Written instruction>
For each line of the data below that holds "React", copy the line.

Provided records>
|---|

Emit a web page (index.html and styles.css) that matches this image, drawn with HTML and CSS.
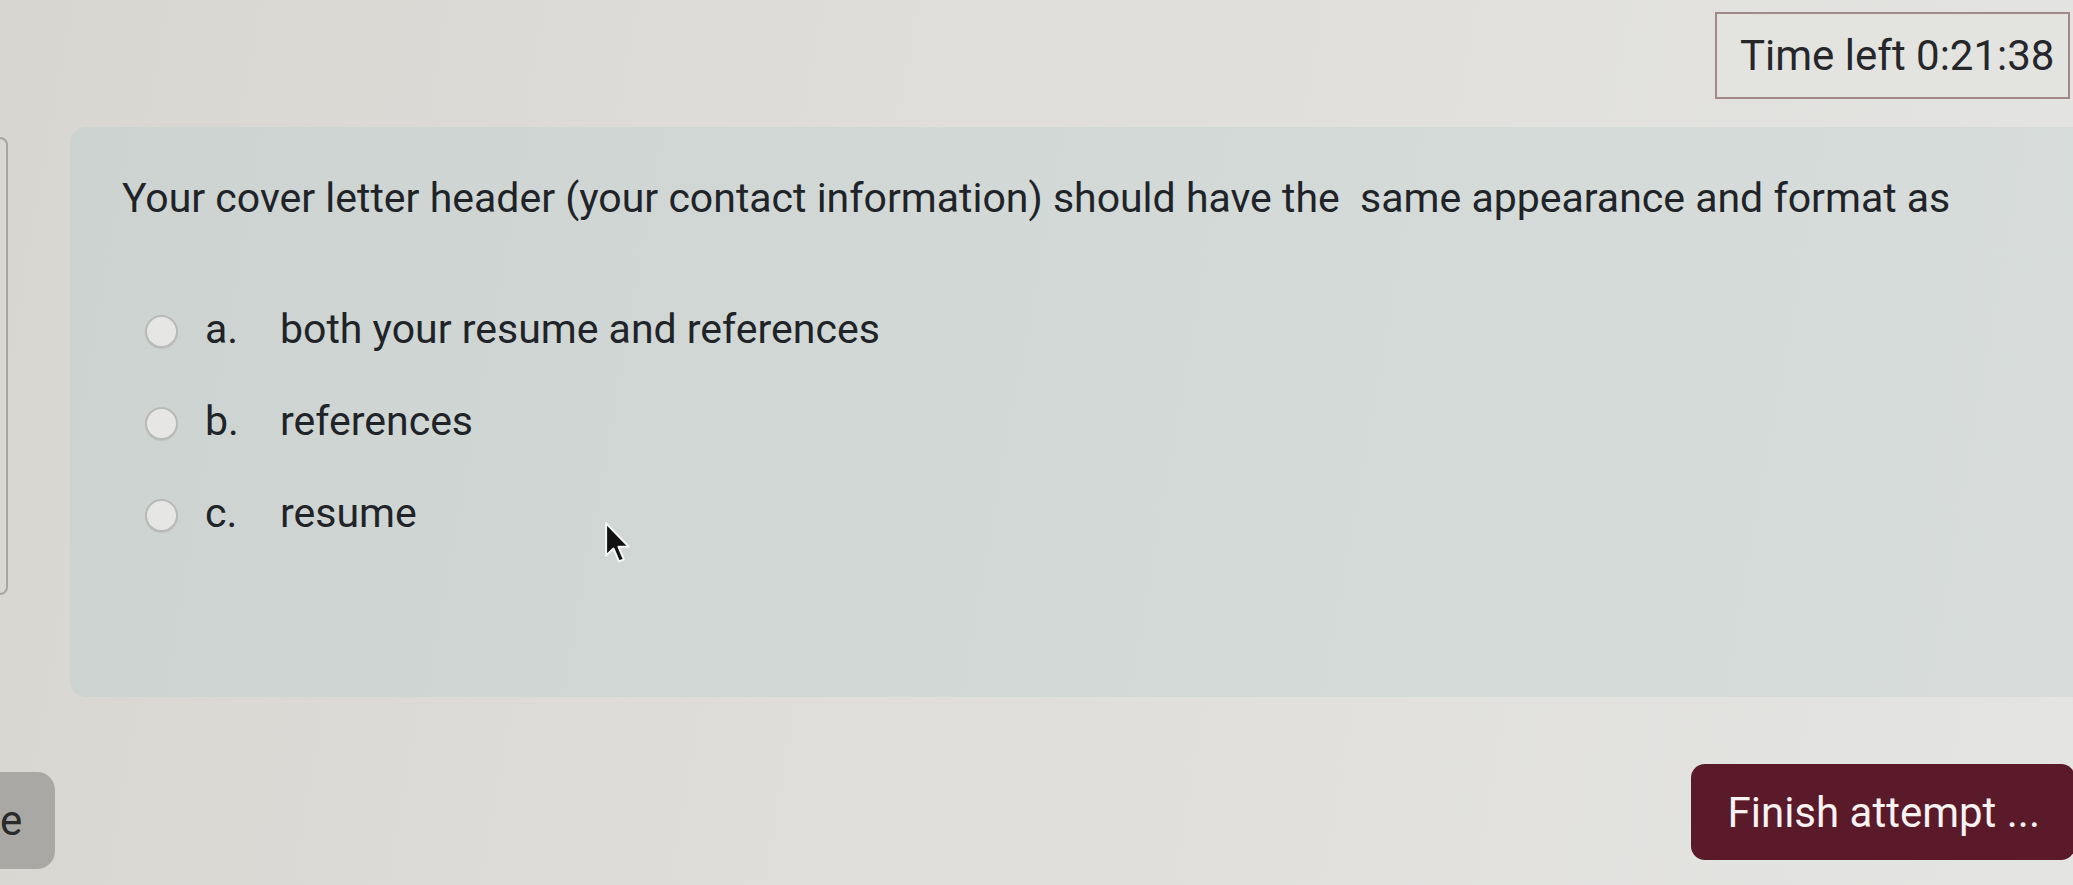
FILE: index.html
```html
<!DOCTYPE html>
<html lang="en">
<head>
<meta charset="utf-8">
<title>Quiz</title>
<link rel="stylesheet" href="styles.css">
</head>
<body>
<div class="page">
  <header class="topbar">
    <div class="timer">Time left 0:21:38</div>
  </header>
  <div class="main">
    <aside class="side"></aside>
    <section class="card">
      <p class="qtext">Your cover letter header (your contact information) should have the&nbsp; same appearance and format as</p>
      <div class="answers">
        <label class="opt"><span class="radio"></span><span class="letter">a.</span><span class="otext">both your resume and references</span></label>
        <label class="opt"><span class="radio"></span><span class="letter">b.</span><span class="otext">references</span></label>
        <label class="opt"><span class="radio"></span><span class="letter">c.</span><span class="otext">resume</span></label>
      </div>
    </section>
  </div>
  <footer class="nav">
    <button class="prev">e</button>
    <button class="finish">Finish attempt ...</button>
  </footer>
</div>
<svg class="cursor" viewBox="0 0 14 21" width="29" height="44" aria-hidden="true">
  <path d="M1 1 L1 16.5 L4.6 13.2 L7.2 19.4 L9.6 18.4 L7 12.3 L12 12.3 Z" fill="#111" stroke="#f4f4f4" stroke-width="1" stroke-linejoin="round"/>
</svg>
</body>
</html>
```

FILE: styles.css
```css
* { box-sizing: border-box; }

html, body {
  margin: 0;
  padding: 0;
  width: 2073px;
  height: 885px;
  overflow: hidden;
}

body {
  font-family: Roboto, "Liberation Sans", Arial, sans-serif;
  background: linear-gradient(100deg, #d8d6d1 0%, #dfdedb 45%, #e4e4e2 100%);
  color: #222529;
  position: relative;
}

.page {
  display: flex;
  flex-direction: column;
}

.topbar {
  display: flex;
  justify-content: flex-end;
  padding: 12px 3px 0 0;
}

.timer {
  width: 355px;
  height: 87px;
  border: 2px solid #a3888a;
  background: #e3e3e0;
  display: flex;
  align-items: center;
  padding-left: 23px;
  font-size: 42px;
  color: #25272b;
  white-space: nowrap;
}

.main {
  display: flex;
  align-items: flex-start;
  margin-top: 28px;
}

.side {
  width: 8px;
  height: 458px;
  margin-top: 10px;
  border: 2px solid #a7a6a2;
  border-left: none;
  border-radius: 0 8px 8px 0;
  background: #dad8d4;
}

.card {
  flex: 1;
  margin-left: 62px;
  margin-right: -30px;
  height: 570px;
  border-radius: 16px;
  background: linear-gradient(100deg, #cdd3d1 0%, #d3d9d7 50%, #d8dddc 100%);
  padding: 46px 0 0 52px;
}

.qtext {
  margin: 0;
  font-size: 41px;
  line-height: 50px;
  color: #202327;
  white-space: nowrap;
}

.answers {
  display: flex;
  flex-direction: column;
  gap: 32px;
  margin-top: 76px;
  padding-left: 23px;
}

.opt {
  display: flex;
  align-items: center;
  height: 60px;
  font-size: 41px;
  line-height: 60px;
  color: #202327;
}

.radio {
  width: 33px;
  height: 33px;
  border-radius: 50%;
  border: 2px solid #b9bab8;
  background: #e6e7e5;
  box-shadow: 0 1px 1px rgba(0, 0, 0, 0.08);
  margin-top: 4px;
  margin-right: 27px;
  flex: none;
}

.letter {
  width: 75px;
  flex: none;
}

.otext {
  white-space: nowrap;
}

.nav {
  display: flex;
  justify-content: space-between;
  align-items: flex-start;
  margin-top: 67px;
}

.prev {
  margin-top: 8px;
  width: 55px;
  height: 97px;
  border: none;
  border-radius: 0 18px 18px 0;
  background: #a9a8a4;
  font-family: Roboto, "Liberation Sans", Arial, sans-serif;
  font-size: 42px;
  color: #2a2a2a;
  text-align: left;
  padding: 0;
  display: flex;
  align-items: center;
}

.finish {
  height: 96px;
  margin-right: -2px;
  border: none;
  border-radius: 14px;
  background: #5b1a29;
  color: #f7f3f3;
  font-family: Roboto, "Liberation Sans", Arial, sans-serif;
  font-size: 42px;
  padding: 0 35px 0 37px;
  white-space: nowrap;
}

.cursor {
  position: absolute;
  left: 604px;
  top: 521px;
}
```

|---|

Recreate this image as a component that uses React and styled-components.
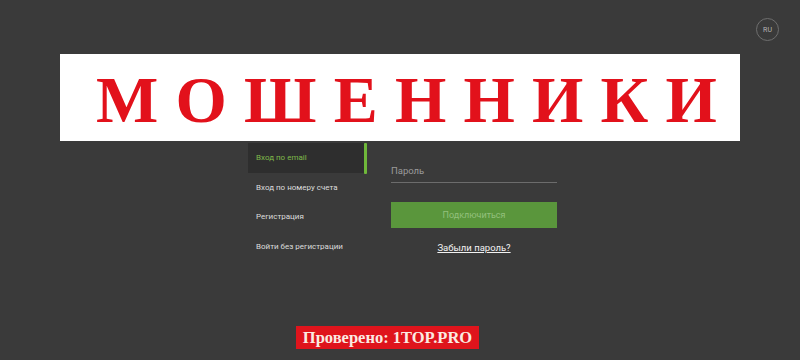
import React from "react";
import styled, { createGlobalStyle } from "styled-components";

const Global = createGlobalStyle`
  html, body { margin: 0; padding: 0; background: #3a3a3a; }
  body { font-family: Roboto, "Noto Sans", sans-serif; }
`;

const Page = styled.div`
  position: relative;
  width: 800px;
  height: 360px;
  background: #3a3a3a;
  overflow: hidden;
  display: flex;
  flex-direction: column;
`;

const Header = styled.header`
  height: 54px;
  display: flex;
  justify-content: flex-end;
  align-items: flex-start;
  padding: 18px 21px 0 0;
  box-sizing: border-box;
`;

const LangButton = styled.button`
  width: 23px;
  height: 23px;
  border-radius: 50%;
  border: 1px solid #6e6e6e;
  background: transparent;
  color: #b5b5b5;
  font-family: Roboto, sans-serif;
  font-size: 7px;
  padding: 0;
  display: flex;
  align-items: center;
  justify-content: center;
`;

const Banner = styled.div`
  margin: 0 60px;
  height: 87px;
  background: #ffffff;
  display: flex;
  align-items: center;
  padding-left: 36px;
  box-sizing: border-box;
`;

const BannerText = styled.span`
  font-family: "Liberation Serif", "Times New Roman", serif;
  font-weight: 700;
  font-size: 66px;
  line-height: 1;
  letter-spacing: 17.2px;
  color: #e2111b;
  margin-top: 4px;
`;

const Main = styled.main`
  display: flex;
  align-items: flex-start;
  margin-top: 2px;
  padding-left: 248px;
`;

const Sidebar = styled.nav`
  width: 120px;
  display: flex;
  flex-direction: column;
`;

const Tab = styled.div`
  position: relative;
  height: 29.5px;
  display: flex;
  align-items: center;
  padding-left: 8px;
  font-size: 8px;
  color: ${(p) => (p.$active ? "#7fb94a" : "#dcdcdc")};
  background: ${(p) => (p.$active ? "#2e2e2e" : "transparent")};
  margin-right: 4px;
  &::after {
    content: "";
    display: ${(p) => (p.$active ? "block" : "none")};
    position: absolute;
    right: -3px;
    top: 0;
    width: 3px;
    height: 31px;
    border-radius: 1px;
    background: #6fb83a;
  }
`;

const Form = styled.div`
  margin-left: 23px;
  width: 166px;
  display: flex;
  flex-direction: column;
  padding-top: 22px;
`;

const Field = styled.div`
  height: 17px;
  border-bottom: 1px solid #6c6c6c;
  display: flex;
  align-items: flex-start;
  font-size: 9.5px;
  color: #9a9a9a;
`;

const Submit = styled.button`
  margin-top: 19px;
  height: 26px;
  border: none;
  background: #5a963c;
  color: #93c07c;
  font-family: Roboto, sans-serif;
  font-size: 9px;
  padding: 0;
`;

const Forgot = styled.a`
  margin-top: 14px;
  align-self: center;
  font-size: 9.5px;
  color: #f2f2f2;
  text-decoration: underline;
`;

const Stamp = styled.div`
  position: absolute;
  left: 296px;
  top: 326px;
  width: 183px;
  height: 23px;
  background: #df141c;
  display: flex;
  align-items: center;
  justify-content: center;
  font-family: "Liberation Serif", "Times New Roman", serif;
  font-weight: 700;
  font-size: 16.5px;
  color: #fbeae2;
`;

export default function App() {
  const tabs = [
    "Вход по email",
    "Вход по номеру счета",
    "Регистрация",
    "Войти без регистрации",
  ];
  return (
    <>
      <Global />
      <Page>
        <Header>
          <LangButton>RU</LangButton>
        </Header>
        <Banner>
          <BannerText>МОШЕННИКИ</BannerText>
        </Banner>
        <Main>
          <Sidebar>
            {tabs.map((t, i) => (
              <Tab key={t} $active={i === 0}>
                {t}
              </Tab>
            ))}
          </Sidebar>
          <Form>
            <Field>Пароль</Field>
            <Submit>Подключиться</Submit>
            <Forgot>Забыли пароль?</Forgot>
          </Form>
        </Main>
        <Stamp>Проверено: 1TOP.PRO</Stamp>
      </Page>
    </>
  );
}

|---|

Correct output>
Recreate this image as a component that uses React and styled-components.
import React from "react";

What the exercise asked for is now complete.